What is expected
Copy every line from the data below in which the string "that" can be found.
-- BEGIN Supplied material --
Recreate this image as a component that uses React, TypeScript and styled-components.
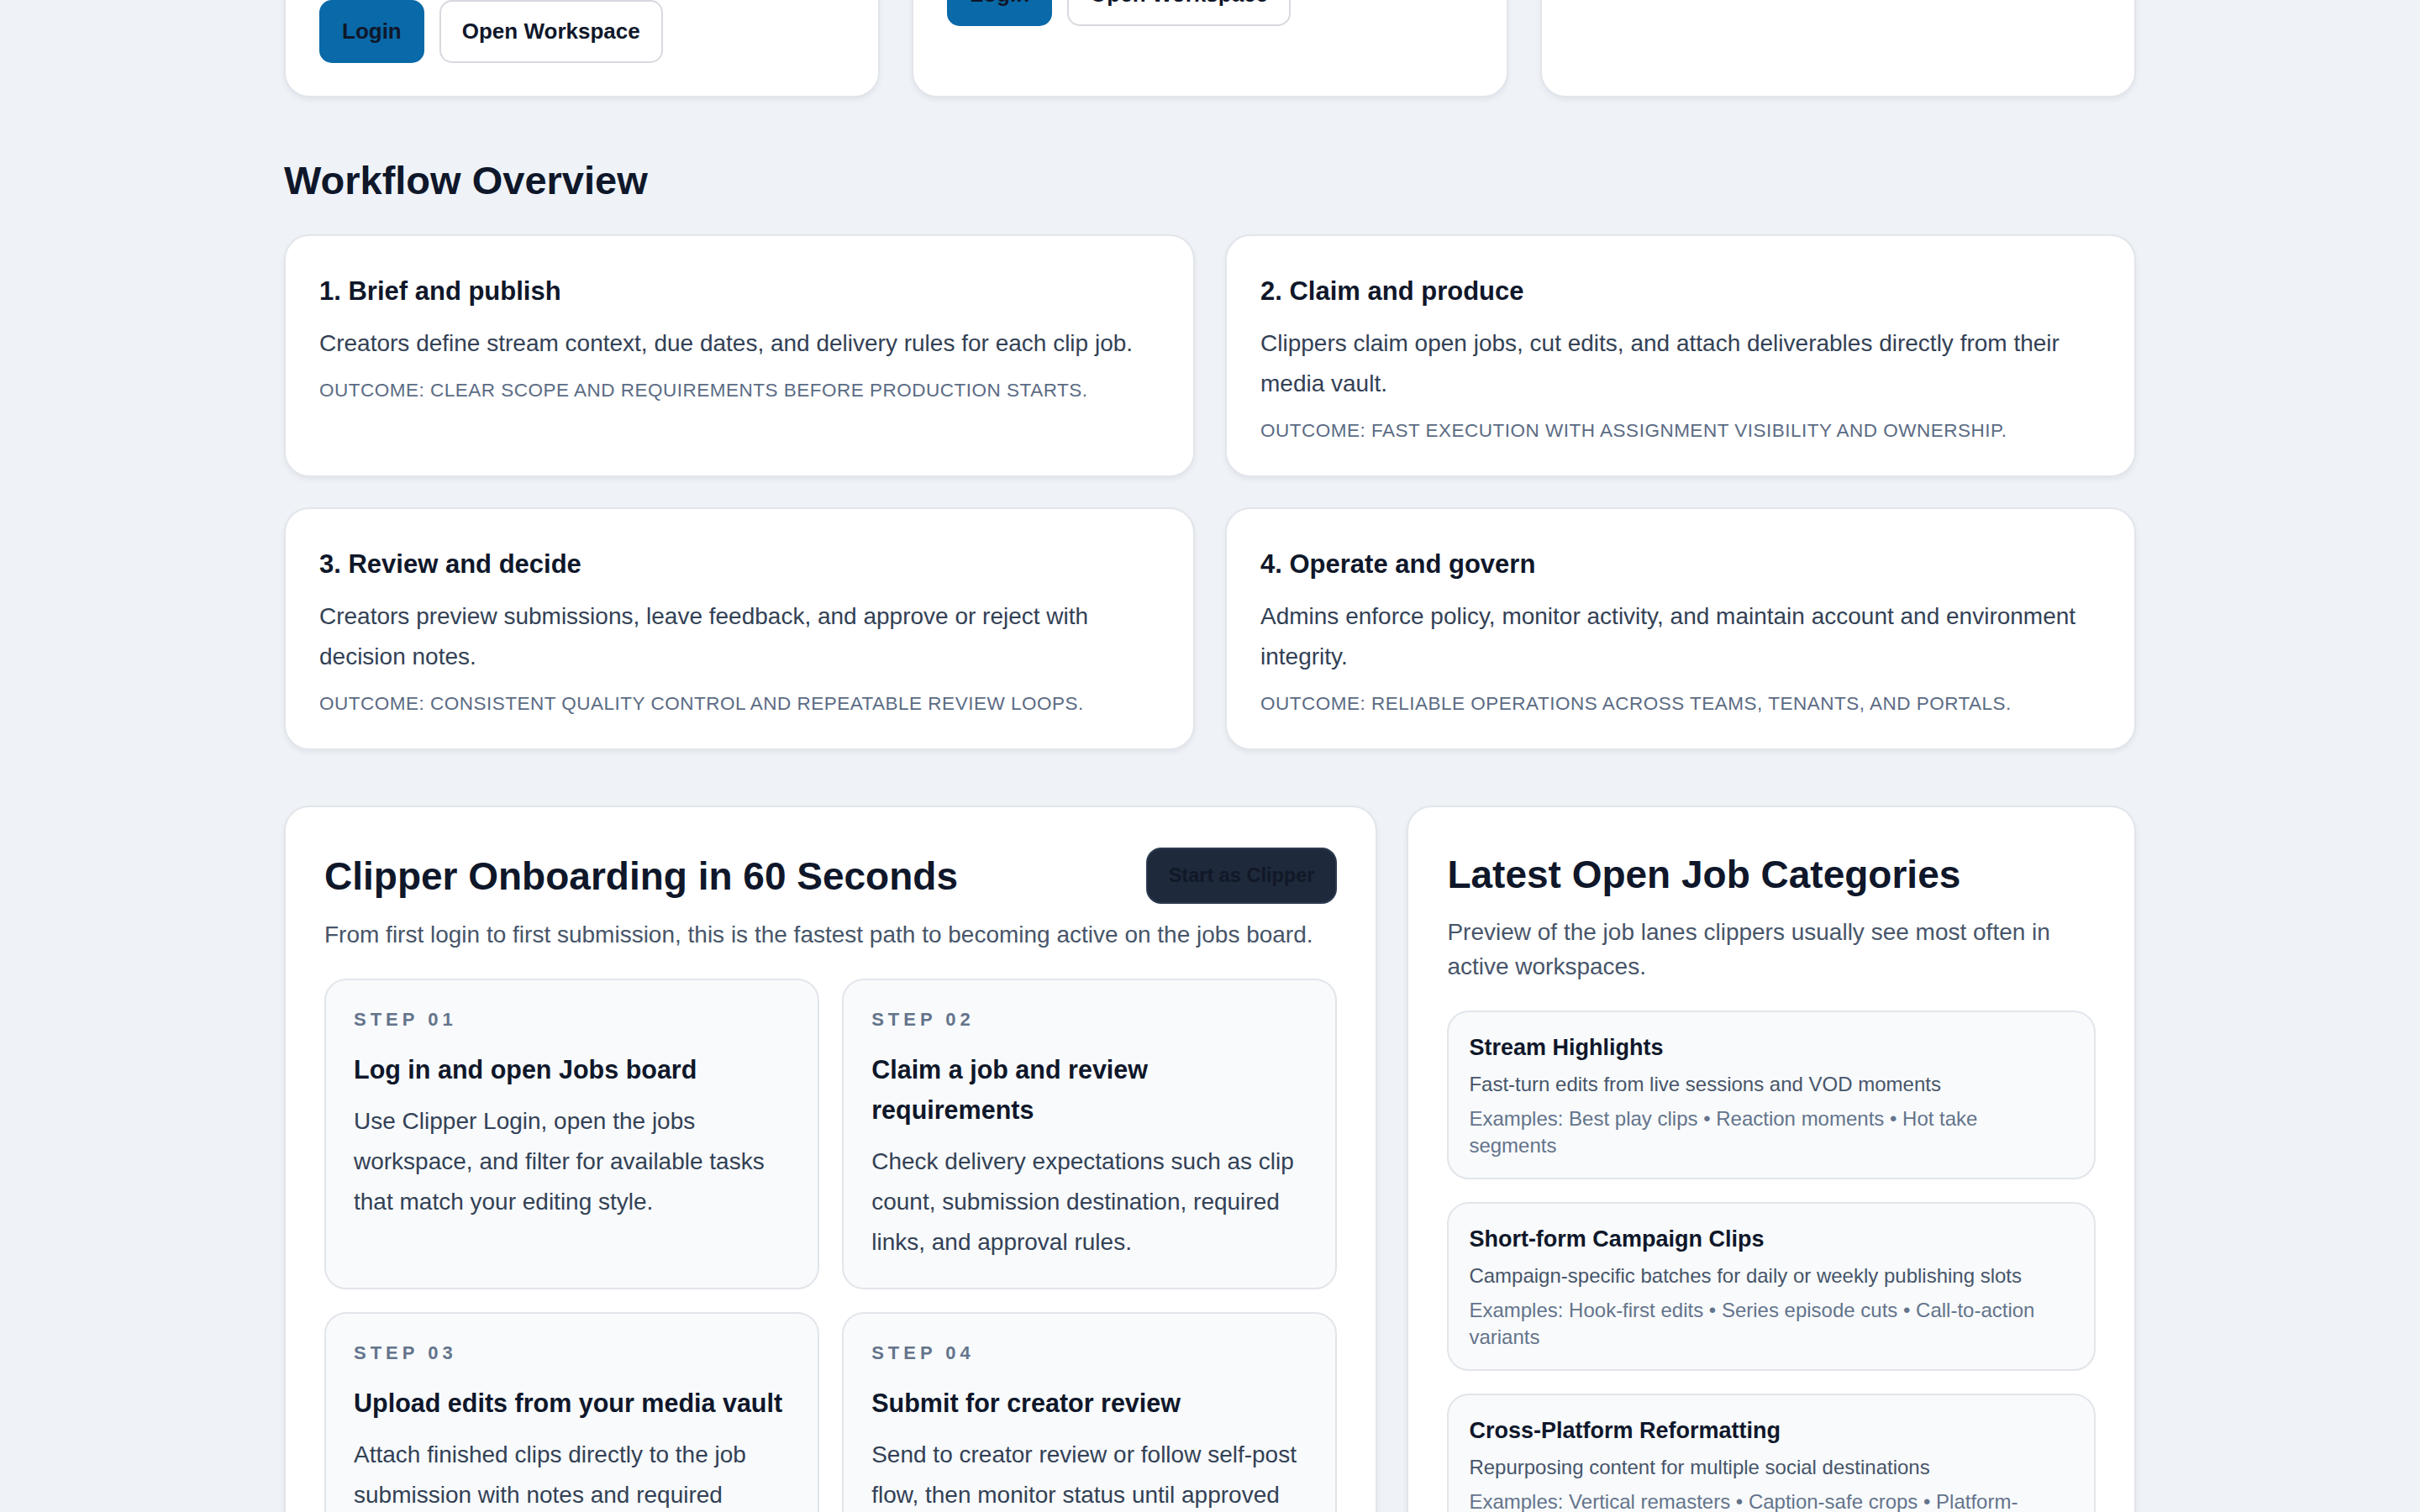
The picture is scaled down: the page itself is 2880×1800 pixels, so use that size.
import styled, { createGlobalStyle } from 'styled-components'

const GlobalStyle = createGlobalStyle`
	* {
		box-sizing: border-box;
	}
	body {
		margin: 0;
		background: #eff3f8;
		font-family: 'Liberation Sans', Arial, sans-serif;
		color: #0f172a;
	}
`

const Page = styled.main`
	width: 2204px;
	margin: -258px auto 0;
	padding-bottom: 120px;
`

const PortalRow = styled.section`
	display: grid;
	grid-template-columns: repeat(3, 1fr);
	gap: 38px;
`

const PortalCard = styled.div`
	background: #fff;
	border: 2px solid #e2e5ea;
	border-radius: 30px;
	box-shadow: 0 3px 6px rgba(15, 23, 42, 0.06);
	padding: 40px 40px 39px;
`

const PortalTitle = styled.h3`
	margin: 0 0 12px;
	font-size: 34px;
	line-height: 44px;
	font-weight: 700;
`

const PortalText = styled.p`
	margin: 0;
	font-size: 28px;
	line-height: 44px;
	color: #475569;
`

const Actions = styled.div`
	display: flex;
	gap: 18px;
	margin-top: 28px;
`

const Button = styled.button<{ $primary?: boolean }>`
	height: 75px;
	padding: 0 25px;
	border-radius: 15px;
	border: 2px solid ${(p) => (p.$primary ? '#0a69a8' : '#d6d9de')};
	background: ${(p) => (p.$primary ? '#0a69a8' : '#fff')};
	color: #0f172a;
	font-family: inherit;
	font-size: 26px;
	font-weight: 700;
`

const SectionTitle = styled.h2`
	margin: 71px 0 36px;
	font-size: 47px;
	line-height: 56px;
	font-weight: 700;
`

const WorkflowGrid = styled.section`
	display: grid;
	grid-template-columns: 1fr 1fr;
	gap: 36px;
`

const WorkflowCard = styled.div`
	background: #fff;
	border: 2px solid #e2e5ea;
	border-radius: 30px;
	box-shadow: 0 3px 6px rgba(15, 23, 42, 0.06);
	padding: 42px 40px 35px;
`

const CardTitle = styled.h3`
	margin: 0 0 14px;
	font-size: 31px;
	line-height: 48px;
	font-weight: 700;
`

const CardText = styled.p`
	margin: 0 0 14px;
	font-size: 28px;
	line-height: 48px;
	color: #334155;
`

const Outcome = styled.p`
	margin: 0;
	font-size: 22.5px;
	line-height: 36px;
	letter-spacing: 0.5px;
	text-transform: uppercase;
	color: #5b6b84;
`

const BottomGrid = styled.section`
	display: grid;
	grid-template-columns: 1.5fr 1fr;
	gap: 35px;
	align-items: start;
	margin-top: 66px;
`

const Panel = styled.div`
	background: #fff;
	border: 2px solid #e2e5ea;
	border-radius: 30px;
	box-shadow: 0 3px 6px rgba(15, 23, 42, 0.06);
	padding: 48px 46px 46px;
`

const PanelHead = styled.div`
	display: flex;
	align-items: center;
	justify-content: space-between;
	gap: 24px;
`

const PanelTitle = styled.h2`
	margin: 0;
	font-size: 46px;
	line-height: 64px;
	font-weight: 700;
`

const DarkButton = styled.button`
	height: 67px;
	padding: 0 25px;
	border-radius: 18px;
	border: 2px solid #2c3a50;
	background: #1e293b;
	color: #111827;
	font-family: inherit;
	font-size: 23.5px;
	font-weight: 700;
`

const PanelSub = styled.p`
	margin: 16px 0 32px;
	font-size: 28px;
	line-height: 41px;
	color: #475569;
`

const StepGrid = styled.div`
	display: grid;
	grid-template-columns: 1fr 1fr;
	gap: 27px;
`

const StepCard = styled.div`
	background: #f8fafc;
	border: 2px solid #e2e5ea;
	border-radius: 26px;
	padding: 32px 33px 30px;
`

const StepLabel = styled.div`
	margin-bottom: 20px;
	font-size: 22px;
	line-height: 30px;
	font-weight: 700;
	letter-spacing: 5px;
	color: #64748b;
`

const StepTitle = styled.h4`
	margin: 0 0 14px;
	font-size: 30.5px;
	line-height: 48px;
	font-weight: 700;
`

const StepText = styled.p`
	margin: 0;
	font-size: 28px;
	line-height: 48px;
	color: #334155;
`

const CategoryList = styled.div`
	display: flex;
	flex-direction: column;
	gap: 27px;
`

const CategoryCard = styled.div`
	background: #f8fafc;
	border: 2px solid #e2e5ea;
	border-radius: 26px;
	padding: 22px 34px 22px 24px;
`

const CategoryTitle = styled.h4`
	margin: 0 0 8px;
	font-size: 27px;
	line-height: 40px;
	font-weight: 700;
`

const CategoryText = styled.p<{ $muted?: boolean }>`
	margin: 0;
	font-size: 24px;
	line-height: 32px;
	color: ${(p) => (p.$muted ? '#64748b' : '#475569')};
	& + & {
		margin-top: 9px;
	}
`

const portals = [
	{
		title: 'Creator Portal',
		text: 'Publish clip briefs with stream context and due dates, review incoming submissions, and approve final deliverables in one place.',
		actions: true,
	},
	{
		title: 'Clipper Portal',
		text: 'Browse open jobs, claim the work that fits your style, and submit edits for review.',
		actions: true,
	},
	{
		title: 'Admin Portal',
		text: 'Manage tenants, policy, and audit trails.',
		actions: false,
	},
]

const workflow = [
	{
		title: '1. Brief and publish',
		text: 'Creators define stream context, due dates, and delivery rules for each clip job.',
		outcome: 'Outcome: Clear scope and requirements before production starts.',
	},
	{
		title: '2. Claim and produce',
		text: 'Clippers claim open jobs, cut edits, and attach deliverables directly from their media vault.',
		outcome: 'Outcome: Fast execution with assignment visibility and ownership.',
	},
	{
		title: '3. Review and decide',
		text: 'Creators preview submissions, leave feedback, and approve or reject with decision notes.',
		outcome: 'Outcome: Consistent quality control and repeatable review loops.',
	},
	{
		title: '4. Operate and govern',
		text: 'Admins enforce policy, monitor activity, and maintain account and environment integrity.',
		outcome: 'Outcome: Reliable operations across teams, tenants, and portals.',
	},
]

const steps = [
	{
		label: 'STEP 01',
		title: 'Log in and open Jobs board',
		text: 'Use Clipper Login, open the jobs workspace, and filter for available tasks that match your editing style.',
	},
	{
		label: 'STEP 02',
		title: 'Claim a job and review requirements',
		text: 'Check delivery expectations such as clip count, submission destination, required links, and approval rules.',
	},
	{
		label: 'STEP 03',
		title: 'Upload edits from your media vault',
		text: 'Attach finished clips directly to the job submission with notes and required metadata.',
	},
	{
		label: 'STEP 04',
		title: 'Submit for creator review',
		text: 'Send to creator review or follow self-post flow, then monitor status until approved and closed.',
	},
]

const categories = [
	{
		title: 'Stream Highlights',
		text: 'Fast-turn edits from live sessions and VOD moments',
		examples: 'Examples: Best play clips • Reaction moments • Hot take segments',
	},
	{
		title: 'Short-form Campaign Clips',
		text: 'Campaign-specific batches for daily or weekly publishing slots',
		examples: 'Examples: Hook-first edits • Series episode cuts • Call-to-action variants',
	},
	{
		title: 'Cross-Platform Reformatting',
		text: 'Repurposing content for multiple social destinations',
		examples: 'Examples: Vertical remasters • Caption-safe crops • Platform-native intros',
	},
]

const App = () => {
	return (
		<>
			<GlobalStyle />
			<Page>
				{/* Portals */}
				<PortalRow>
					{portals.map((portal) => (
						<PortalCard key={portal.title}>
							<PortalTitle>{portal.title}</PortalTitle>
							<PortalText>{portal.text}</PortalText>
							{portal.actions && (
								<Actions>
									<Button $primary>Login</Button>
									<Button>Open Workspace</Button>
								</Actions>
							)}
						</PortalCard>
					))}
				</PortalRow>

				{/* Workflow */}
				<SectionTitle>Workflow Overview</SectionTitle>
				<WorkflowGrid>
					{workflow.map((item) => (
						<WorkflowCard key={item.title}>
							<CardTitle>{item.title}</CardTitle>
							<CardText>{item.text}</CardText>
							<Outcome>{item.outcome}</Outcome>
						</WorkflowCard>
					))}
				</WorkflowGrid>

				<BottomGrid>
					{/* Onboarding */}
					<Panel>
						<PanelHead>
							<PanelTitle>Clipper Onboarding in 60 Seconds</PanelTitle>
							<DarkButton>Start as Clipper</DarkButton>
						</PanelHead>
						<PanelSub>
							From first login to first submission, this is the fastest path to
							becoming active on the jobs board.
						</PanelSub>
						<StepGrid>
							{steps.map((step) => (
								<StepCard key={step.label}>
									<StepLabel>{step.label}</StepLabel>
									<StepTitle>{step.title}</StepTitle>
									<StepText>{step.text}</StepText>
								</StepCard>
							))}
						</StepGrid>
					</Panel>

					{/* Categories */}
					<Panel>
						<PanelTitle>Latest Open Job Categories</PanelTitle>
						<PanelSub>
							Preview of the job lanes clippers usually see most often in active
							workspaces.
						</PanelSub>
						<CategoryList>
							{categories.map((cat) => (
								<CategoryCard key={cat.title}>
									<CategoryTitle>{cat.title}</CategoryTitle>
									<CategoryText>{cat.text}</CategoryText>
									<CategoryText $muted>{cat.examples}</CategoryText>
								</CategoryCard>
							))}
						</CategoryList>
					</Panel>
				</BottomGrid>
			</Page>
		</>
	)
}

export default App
-- END Supplied material --
Correct answer
Recreate this image as a component that uses React, TypeScript and styled-components.
The picture is scaled down: the page itself is 2880×1800 pixels, so use that size.
		text: 'Browse open jobs, claim the work that fits your style, and submit edits for review.',
		text: 'Use Clipper Login, open the jobs workspace, and filter for available tasks that match your editing style.',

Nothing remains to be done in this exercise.